No parecen existir maneras de reinventar o crear algo que parezca remotamente nuevo en el lenguaje cinematográfico, que ya rebasó sus primeros 100 años de existencia. Incluso muchos han declarado enfáticamente su muerte, su implosión, denunciado su podredumbre y desechado su más reciente artilugio para atraer incautos: el 3D. Se necesita de una radical reinvención para restaurar la esperanza de quien piensa que la perpetua infantilización del medio habrá de destruirlo, aunque sea a través de complejos balbuceos.
En su más reciente, y presuntamente último filme, la octogenaria leyenda franco suiza Jean-Luc Godard se despide del cine como medio expresivo a través de una brutal descomposición del lenguaje para presentar un ensamblaje modernista del mismo. La historia, si es que se empeña en buscar alguna, va de una pareja en crisis y un perro perdido que llega a sus vidas con densas disertaciones encima, uno de esos canes que sí llegó a ser chico universitario.
Godard divide su filme en dos partes que no tienen un orden o estructura definidos y que pueden ser intercambiables de acuerdo con la vía discursiva que el espectador decida tomar: uno es la naturaleza y el otro la metáfora. Tomando ambos elementos como dos primeros planos, Godard añade una tercera dimensión que hace la fusión de naturaleza y metáfora algo tangible en el ojo de un perplejo espectador, creando una imagen artificialmente orgánica que es capaz de mutar, jugar y desconcertar al tiempo que la pista sonora va variando en volumen, generando una experiencia envolvente que no sólo atañe a lo físico, atacando el intelecto con una enorme lista de referencias.
Donde el cine en 3D “tradicional” lanza objetos a la pantalla para generar una sensación de “realidad” en el espectador, Godard nos ataca con innumerables citas literarias, fílmicas y musicales que incluyen a Beckett, Solzhenitsyn, Dostoeivski, Sibelius, Mozart, Chaikovski, Hawks, Lang o Cocteau, que son conectadas por el discurso deconstructivo de Godard, descontextualizado y resignificado bajo una lógica que quizá sólo él pueda entender a profundidad, pero que sin duda pone a críticos y teóricos en un frenético ejercicio de interpretación y decodificación.

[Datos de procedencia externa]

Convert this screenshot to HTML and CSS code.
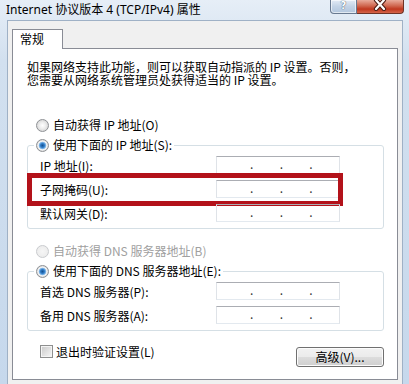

El mundo de Godard, así como lo conciben los cherokees, es un bosque en el que es muy fácil perderse, incluso para los exploradores que se jactan de ser más experimentados o bien duchos.
Adiós al lenguaje (Adieu au Langage, 2014) es un filme que persigue la perplejidad, que pinta y recrea aquello “que no se ve”, una experiencia libre de convenciones narrativas en el que pensar se iguala a defecar como el célebre pensador de Rodin. Muchos espectadores encontrarán este nuevo trabajo como algo terriblemente críptico e indescifrable, pero Godard parece verlo de una manera mucho más simple al afirmar llanamente que la imagen representa el asesinato del presente. Godard es el asesino más inocente, como el niño que mira las nubes encontrando figuras o ideas que quizá nadie más vea, pero que incitan despedirse de las limitaciones del lenguaje y solamente mirar.